■ TASK DESCRIPTION: Output the data word for word, dropping every image.

■ GIVEN INFORMATION:
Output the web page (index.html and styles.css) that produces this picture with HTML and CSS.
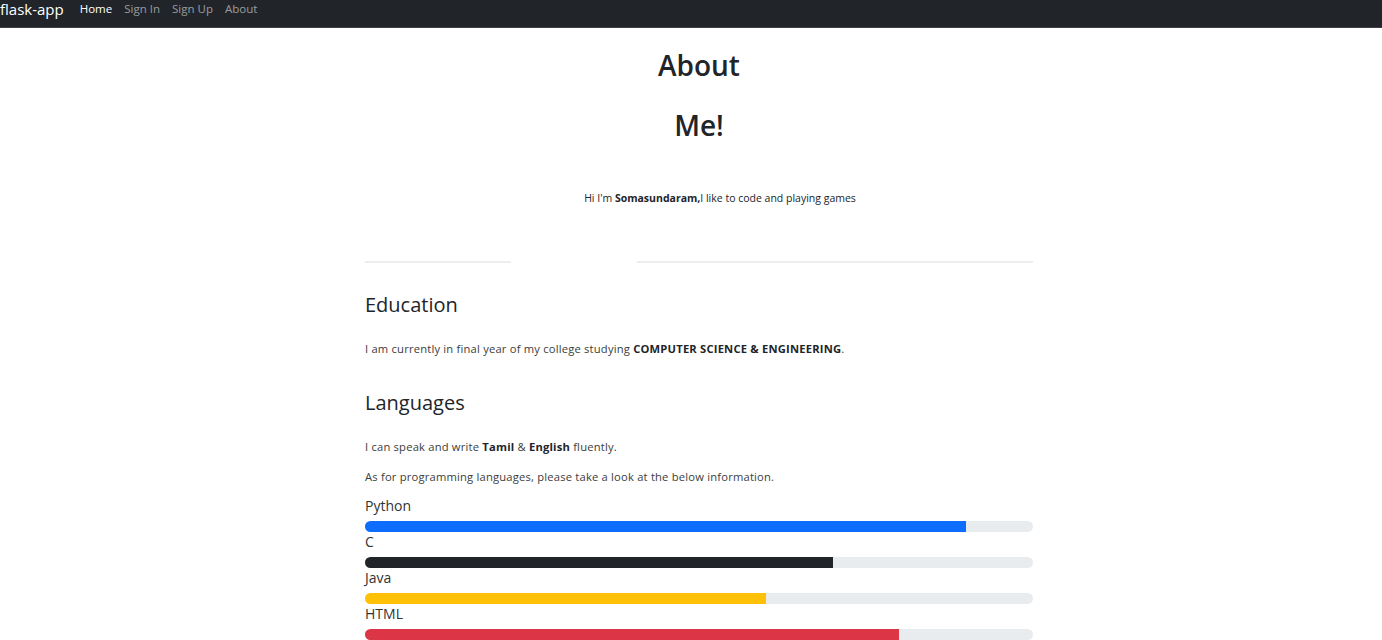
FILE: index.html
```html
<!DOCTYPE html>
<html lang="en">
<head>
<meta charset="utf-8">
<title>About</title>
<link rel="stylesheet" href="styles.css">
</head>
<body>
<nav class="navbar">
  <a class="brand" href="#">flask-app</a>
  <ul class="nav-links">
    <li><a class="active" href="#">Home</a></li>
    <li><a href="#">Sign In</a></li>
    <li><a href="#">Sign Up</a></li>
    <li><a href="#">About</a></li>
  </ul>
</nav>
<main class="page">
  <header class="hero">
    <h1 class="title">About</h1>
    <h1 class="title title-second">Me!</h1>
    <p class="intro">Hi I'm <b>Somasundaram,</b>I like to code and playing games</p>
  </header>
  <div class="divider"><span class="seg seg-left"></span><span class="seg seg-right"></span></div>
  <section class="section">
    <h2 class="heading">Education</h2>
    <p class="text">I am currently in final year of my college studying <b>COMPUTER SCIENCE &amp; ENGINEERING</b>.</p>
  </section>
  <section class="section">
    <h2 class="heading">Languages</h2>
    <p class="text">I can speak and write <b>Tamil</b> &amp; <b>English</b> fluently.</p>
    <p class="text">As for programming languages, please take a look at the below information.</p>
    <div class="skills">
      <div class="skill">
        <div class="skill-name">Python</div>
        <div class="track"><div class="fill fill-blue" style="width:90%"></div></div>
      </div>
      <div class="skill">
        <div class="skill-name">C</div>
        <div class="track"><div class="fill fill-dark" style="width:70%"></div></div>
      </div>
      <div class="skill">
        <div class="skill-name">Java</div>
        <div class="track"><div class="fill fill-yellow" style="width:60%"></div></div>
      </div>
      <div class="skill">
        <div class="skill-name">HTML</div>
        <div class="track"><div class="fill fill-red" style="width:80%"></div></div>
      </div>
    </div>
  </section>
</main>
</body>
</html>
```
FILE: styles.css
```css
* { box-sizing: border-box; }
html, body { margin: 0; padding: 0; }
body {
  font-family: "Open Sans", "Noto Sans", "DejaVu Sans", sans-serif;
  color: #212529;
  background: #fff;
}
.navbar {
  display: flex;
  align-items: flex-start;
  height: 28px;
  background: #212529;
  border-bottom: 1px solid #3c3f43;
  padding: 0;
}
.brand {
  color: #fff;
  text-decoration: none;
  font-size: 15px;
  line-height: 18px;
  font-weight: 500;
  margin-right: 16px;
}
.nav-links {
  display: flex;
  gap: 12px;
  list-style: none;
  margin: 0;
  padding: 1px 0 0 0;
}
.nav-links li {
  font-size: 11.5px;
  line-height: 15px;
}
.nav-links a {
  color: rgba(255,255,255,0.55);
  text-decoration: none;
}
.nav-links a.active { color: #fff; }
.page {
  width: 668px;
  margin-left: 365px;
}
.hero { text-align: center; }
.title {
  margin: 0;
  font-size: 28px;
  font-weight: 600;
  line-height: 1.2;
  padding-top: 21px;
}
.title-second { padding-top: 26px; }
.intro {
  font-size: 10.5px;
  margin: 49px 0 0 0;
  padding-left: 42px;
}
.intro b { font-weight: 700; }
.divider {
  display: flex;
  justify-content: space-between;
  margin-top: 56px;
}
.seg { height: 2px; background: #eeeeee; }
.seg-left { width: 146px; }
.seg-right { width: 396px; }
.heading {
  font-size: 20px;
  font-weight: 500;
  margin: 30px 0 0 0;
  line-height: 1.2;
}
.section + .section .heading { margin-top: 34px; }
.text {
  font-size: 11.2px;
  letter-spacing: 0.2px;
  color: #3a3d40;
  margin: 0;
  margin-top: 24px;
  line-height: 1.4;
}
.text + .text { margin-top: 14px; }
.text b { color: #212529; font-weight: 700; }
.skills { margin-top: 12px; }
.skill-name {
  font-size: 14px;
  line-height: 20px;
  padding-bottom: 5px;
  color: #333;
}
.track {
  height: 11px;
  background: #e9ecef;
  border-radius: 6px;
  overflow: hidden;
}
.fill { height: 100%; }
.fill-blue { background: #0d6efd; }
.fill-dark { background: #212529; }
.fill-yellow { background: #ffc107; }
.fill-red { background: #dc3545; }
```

■ FULL SOLUTION:
Output the web page (index.html and styles.css) that produces this picture with HTML and CSS.
FILE: index.html
```html
<!DOCTYPE html>
<html lang="en">
<head>
<meta charset="utf-8">
<title>About</title>
<link rel="stylesheet" href="styles.css">
</head>
<body>
<nav class="navbar">
  <a class="brand" href="#">flask-app</a>
  <ul class="nav-links">
    <li><a class="active" href="#">Home</a></li>
    <li><a href="#">Sign In</a></li>
    <li><a href="#">Sign Up</a></li>
    <li><a href="#">About</a></li>
  </ul>
</nav>
<main class="page">
  <header class="hero">
    <h1 class="title">About</h1>
    <h1 class="title title-second">Me!</h1>
    <p class="intro">Hi I'm <b>Somasundaram,</b>I like to code and playing games</p>
  </header>
  <div class="divider"><span class="seg seg-left"></span><span class="seg seg-right"></span></div>
  <section class="section">
    <h2 class="heading">Education</h2>
    <p class="text">I am currently in final year of my college studying <b>COMPUTER SCIENCE &amp; ENGINEERING</b>.</p>
  </section>
  <section class="section">
    <h2 class="heading">Languages</h2>
    <p class="text">I can speak and write <b>Tamil</b> &amp; <b>English</b> fluently.</p>
    <p class="text">As for programming languages, please take a look at the below information.</p>
    <div class="skills">
      <div class="skill">
        <div class="skill-name">Python</div>
        <div class="track"><div class="fill fill-blue" style="width:90%"></div></div>
      </div>
      <div class="skill">
        <div class="skill-name">C</div>
        <div class="track"><div class="fill fill-dark" style="width:70%"></div></div>
      </div>
      <div class="skill">
        <div class="skill-name">Java</div>
        <div class="track"><div class="fill fill-yellow" style="width:60%"></div></div>
      </div>
      <div class="skill">
        <div class="skill-name">HTML</div>
        <div class="track"><div class="fill fill-red" style="width:80%"></div></div>
      </div>
    </div>
  </section>
</main>
</body>
</html>
```
FILE: styles.css
```css
* { box-sizing: border-box; }
html, body { margin: 0; padding: 0; }
body {
  font-family: "Open Sans", "Noto Sans", "DejaVu Sans", sans-serif;
  color: #212529;
  background: #fff;
}
.navbar {
  display: flex;
  align-items: flex-start;
  height: 28px;
  background: #212529;
  border-bottom: 1px solid #3c3f43;
  padding: 0;
}
.brand {
  color: #fff;
  text-decoration: none;
  font-size: 15px;
  line-height: 18px;
  font-weight: 500;
  margin-right: 16px;
}
.nav-links {
  display: flex;
  gap: 12px;
  list-style: none;
  margin: 0;
  padding: 1px 0 0 0;
}
.nav-links li {
  font-size: 11.5px;
  line-height: 15px;
}
.nav-links a {
  color: rgba(255,255,255,0.55);
  text-decoration: none;
}
.nav-links a.active { color: #fff; }
.page {
  width: 668px;
  margin-left: 365px;
}
.hero { text-align: center; }
.title {
  margin: 0;
  font-size: 28px;
  font-weight: 600;
  line-height: 1.2;
  padding-top: 21px;
}
.title-second { padding-top: 26px; }
.intro {
  font-size: 10.5px;
  margin: 49px 0 0 0;
  padding-left: 42px;
}
.intro b { font-weight: 700; }
.divider {
  display: flex;
  justify-content: space-between;
  margin-top: 56px;
}
.seg { height: 2px; background: #eeeeee; }
.seg-left { width: 146px; }
.seg-right { width: 396px; }
.heading {
  font-size: 20px;
  font-weight: 500;
  margin: 30px 0 0 0;
  line-height: 1.2;
}
.section + .section .heading { margin-top: 34px; }
.text {
  font-size: 11.2px;
  letter-spacing: 0.2px;
  color: #3a3d40;
  margin: 0;
  margin-top: 24px;
  line-height: 1.4;
}
.text + .text { margin-top: 14px; }
.text b { color: #212529; font-weight: 700; }
.skills { margin-top: 12px; }
.skill-name {
  font-size: 14px;
  line-height: 20px;
  padding-bottom: 5px;
  color: #333;
}
.track {
  height: 11px;
  background: #e9ecef;
  border-radius: 6px;
  overflow: hidden;
}
.fill { height: 100%; }
.fill-blue { background: #0d6efd; }
.fill-dark { background: #212529; }
.fill-yellow { background: #ffc107; }
.fill-red { background: #dc3545; }
```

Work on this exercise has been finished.